By Dr. Terry Macaluso, Head of School


…to our Upper School Peer Mentors. In several of the parent coffees I’ve attended in the past two weeks, we’ve heard some very appreciative comments made by parents regarding Peer Mentors.  It’s one of those things that contributes substantially to the culture of the community—and it’s invisible to most of us.  Peer Mentors go through some formal training, and they meet regularly to discuss approaches, strategies, and to get answers to questions that may have emerged in the sessions they facilitate.

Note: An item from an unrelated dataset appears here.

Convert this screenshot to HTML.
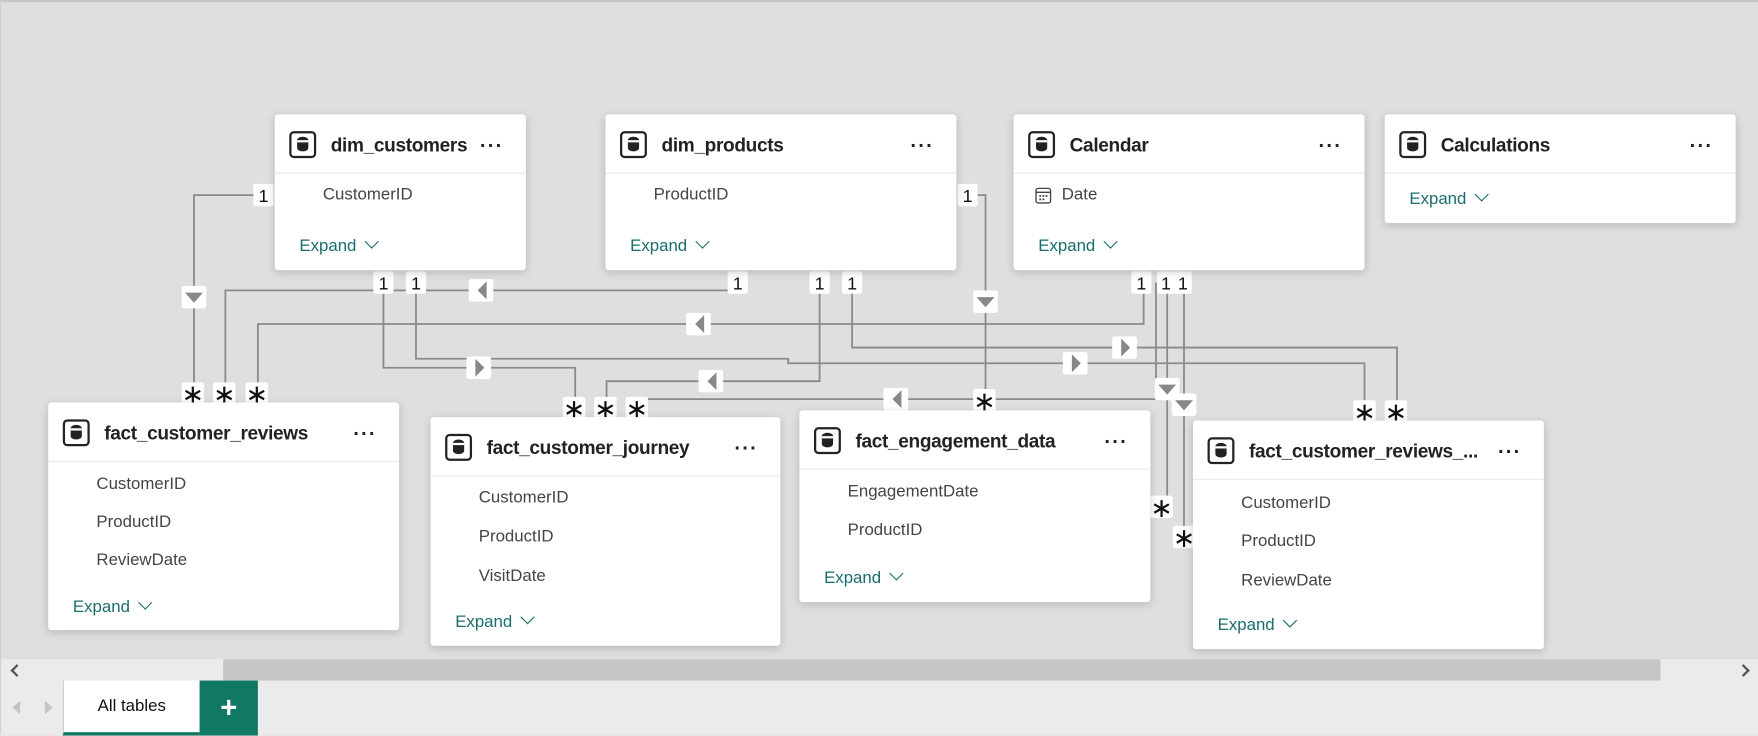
<!DOCTYPE html>
<html><head><meta charset="utf-8"><style>
html,body{margin:0;padding:0;width:1758px;height:733px;overflow:hidden;background:#e0dfdd;}
#w{position:absolute;left:0;top:0;width:1568px;height:654px;transform:scale(1.1212);transform-origin:0 0;font-family:"Liberation Sans",sans-serif;background:#e0dfdd;border-top:2px solid #c9c8c6;box-sizing:border-box;border-left:1px solid #d0d0d0}
.card{position:absolute;background:#fff;border-radius:3px;box-shadow:0 2px 8px rgba(0,0,0,.18);}
.hd{position:absolute;left:0;right:0;top:0;height:52px;border-bottom:1px solid #e8e8e8}
.ic{position:absolute;left:13px;top:15px;width:20px;height:20px;border:2px solid #222;border-radius:4px}
.ic:before{content:"";position:absolute;left:5px;top:3px;width:10px;height:13px;background:#222;border-radius:5px/3px}
.ic:after{content:"";position:absolute;left:5px;top:6px;width:10px;height:1.5px;background:#fff}
.t{position:absolute;left:50px;top:18px;font-size:17px;font-weight:bold;color:#222;white-space:nowrap;letter-spacing:-0.3px}
.dots{position:absolute;right:20px;top:18px;font-size:18px;font-weight:bold;letter-spacing:1px;color:#222}
.f{position:absolute;left:43px;font-size:15px;color:#444}
.ex{position:absolute;left:22px;font-size:15px;color:#1b6d6d}
.ex:after{content:"";display:inline-block;width:8px;height:8px;border-right:1.3px solid #1b6d6d;border-bottom:1.3px solid #1b6d6d;transform:rotate(45deg);margin-left:9px;position:relative;top:-4px}
</style></head><body><div id="w">
<svg width="1568" height="654" style="position:absolute;left:0;top:0" font-family="Liberation Sans,sans-serif">
<g stroke="#8a8a8a" stroke-width="1.6" fill="none">
<polyline points="234,172 172,172 172,345"/>
<polyline points="657,257 200,257 200,345"/>
<polyline points="1019,250 1019,287 229,287 229,345"/>
<polyline points="341,250 341,326 512,326 512,362"/>
<polyline points="370,250 370,318 702,318 702,322 1216,322 1216,366"/>
<polyline points="730,250 730,338 540,338 540,362"/>
<polyline points="759,250 759,308 1245,308 1245,366"/>
<polyline points="862,172 878,172 878,356"/>
<polyline points="568,362 568,354 1030,354 1030,250"/>
<polyline points="1040,250 1040,450"/>
<polyline points="1055,250 1055,477"/>
</g>
<g fill="#fff">
<rect x="225" y="162" width="18" height="20" rx="2"/>
<rect x="332" y="240" width="18" height="20" rx="2"/><rect x="361" y="240" width="18" height="20" rx="2"/>
<rect x="648" y="240" width="18" height="20" rx="2"/><rect x="721" y="240" width="18" height="20" rx="2"/><rect x="750" y="240" width="18" height="20" rx="2"/>
<rect x="853" y="162" width="18" height="20" rx="2"/>
<rect x="1008" y="240" width="18" height="20" rx="2"/><rect x="1031" y="240" width="16" height="20" rx="2"/><rect x="1046" y="240" width="16" height="20" rx="2"/>
<rect x="161" y="253" width="22" height="20" rx="2"/><rect x="867" y="257" width="22" height="20" rx="2"/>
<rect x="417" y="247" width="22" height="20" rx="2"/><rect x="611" y="277" width="22" height="20" rx="2"/>
<rect x="415" y="316" width="22" height="20" rx="2"/><rect x="622" y="328" width="22" height="20" rx="2"/>
<rect x="787" y="344" width="22" height="20" rx="2"/><rect x="947" y="312" width="22" height="20" rx="2"/>
<rect x="991" y="298" width="22" height="20" rx="2"/>
<rect x="1029" y="335" width="22" height="20" rx="2"/><rect x="1044" y="349" width="22" height="20" rx="2"/>
<rect x="161" y="339" width="20" height="20" rx="2"/><rect x="189" y="339" width="20" height="20" rx="2"/><rect x="218" y="339" width="20" height="20" rx="2"/>
<rect x="501" y="352" width="20" height="20" rx="2"/><rect x="529" y="352" width="20" height="20" rx="2"/><rect x="557" y="352" width="20" height="20" rx="2"/>
<rect x="867" y="345" width="20" height="20" rx="2"/>
<rect x="1206" y="355" width="20" height="20" rx="2"/><rect x="1234" y="355" width="20" height="20" rx="2"/>
<rect x="1025" y="440" width="20" height="20" rx="2"/><rect x="1045" y="467" width="20" height="20" rx="2"/>
</g>
<g fill="#888">
<polygon points="164,259 180,259 172,268"/><polygon points="870,263 886,263 878,272"/>
<polygon points="1032,341 1048,341 1040,350"/><polygon points="1047,355 1063,355 1055,364"/>
<polygon points="433,249 433,265 425,257"/><polygon points="627,279 627,295 619,287"/>
<polygon points="638,330 638,346 630,338"/><polygon points="803,346 803,362 795,354"/>
<polygon points="423,318 423,334 431,326"/><polygon points="955,314 955,330 963,322"/>
<polygon points="999,300 999,316 1007,308"/>
</g>
<g font-size="16" fill="#111" text-anchor="middle">
<text x="234" y="178">1</text><text x="341" y="256">1</text><text x="370" y="256">1</text>
<text x="657" y="256">1</text><text x="730" y="256">1</text><text x="759" y="256">1</text>
<text x="862" y="178">1</text><text x="1017" y="256">1</text><text x="1039" y="256">1</text><text x="1054" y="256">1</text>
</g>
<g font-size="24" fill="#111" text-anchor="middle">
<text x="171" y="358">∗</text><text x="199" y="358">∗</text><text x="228" y="358">∗</text>
<text x="511" y="371">∗</text><text x="539" y="371">∗</text><text x="567" y="371">∗</text>
<text x="877" y="364">∗</text><text x="1216" y="374">∗</text><text x="1244" y="374">∗</text>
<text x="1035" y="459">∗</text><text x="1055" y="486">∗</text>
</g>
</svg>

<div class="card" style="left:244px;top:100px;width:224px;height:139px"><div class="hd"><div class="ic"></div><div class="t">dim_customers</div><div class="dots">···</div></div><div class="f" style="top:63px">CustomerID</div><div class="ex" style="top:109px">Expand</div></div>
<div class="card" style="left:539px;top:100px;width:313px;height:139px"><div class="hd"><div class="ic"></div><div class="t">dim_products</div><div class="dots">···</div></div><div class="f" style="top:63px">ProductID</div><div class="ex" style="top:109px">Expand</div></div>
<div class="card" style="left:903px;top:100px;width:313px;height:139px"><div class="hd"><div class="ic"></div><div class="t">Calendar</div><div class="dots">···</div></div>
<svg style="position:absolute;left:19px;top:65px" width="15" height="15"><rect x="1" y="1" width="13" height="13" rx="2" fill="none" stroke="#444" stroke-width="1.2"/><line x1="1" y1="4.5" x2="14" y2="4.5" stroke="#444" stroke-width="1.2"/><g fill="#444"><rect x="4" y="7" width="1.6" height="1.6"/><rect x="6.8" y="7" width="1.6" height="1.6"/><rect x="9.6" y="7" width="1.6" height="1.6"/><rect x="4" y="10" width="1.6" height="1.6"/><rect x="6.8" y="10" width="1.6" height="1.6"/></g></svg>
<div class="f" style="top:63px">Date</div><div class="ex" style="top:109px">Expand</div></div>
<div class="card" style="left:1234px;top:100px;width:313px;height:97px"><div class="hd"><div class="ic"></div><div class="t">Calculations</div><div class="dots">···</div></div><div class="ex" style="top:67px">Expand</div></div>

<div class="card" style="left:42px;top:357px;width:313px;height:203px"><div class="hd"><div class="ic"></div><div class="t">fact_customer_reviews</div><div class="dots">···</div></div><div class="f" style="top:64px">CustomerID</div><div class="f" style="top:98px">ProductID</div><div class="f" style="top:132px">ReviewDate</div><div class="ex" style="top:174px">Expand</div></div>
<div class="card" style="left:383px;top:370px;width:312px;height:204px"><div class="hd"><div class="ic"></div><div class="t">fact_customer_journey</div><div class="dots">···</div></div><div class="f" style="top:63px">CustomerID</div><div class="f" style="top:98px">ProductID</div><div class="f" style="top:133px">VisitDate</div><div class="ex" style="top:174px">Expand</div></div>
<div class="card" style="left:712px;top:364px;width:313px;height:171px"><div class="hd"><div class="ic"></div><div class="t">fact_engagement_data</div><div class="dots">···</div></div><div class="f" style="top:64px">EngagementDate</div><div class="f" style="top:98px">ProductID</div><div class="ex" style="top:141px">Expand</div></div>
<div class="card" style="left:1063px;top:373px;width:313px;height:204px"><div class="hd"><div class="ic"></div><div class="t">fact_customer_reviews_...</div><div class="dots">···</div></div><div class="f" style="top:65px">CustomerID</div><div class="f" style="top:99px">ProductID</div><div class="f" style="top:134px">ReviewDate</div><div class="ex" style="top:174px">Expand</div></div>

<div style="position:absolute;left:0;top:586px;width:1568px;height:19px;background:#ebebeb"></div>
<div style="position:absolute;left:198px;top:586px;width:1282px;height:19px;background:#c6c6c6"></div>
<div style="position:absolute;left:10px;top:592px;width:6px;height:6px;border-left:2px solid #555;border-bottom:2px solid #555;transform:rotate(45deg)"></div>
<div style="position:absolute;left:1550px;top:592px;width:6px;height:6px;border-right:2px solid #555;border-top:2px solid #555;transform:rotate(45deg)"></div>
<div style="position:absolute;left:0;top:605px;width:1568px;height:49px;background:#ebebeb"></div>
<div style="position:absolute;left:10px;top:623px;border-right:7px solid #c4c4c4;border-top:6px solid transparent;border-bottom:6px solid transparent"></div>
<div style="position:absolute;left:39px;top:623px;border-left:7px solid #c4c4c4;border-top:6px solid transparent;border-bottom:6px solid transparent"></div>
<div style="position:absolute;left:55px;top:605px;width:121px;height:46px;background:#fff;border-left:1px solid #ccc;border-bottom:3px solid #117865;text-align:center;line-height:46px;font-size:15px;color:#111">All tables</div>
<div style="position:absolute;left:177px;top:605px;width:52px;height:49px;background:#117865;color:#fff;text-align:center;line-height:49px;font-size:26px;font-weight:bold">+</div>
</div></body></html>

Having a Middle and an Upper School makes it possible for us to do some excellent work with students in both divisions.  Compassion increases for students who learn how to provide guidance to others.  And it’s not a one-way street.  Middle Schoolers have been wonderful to their Mentors—often having surprise parties around exam time to bring good luck to their mentors (It’s not really about luck, but it’s still a very sweet gesture.)

  • Sarah Benmalek
  • Trent Bohan
  • Rahul Bothra
  • Eleanor Casey
  • Ethan Conquergood
  • Chase Crain
  • Mattia Da Fieno
  • Piper Danis
  • Jack Denney
  • Kate Edwards
  • Maxwell Feldman
  • Jackson Fellows
  • Sophia Glover
  • Sarah Hallman-Luhn
  • Eli Hinson
  • Praveer Jain
  • Saoirse Landers
  • Sonia Lester
  • Ryan Liao
  • Tessa Martinez
  • Varun Mehta
  • Anika Mehta
  • Lucy Michaels
  • Conor Moore
  • Marisa Mulye
  • Ronnie Netz
  • Myan Ngo
  • Natalie Rinker
  • Chloe Robinett
  • Colin Schaefer
  • Lexi Scheuing
  • Mallika Shah
  • Vivek Shah
  • Ellie Sternitzky
  • Ellie Swai
  • Mia Tippett
  • Aybala Turkarslan
  • Ally Wallace
  • Devon Wappler
  • Ethan Weinberg
  • Gabi Wickman

Remember the photo we passed along recently—the one with me surrounded by 5th grade girls?  Those girls are among these Peer Mentors.  They had Mentors when they were 10, and they’re Mentors themselves, at 18.  This is a powerful way to understand the significance of human development from childhood to “almost” adulthood.  There may not be a more important capacity to develop than that of compassion in the transition from being cared-for to being caring.  This is the most important message parents convey to their children from infancy.  We learn to care by being cared for.  This fundamental truth provides the foundation for the development of ethical behavior which is, itself, the foundation for the possibility of civilization.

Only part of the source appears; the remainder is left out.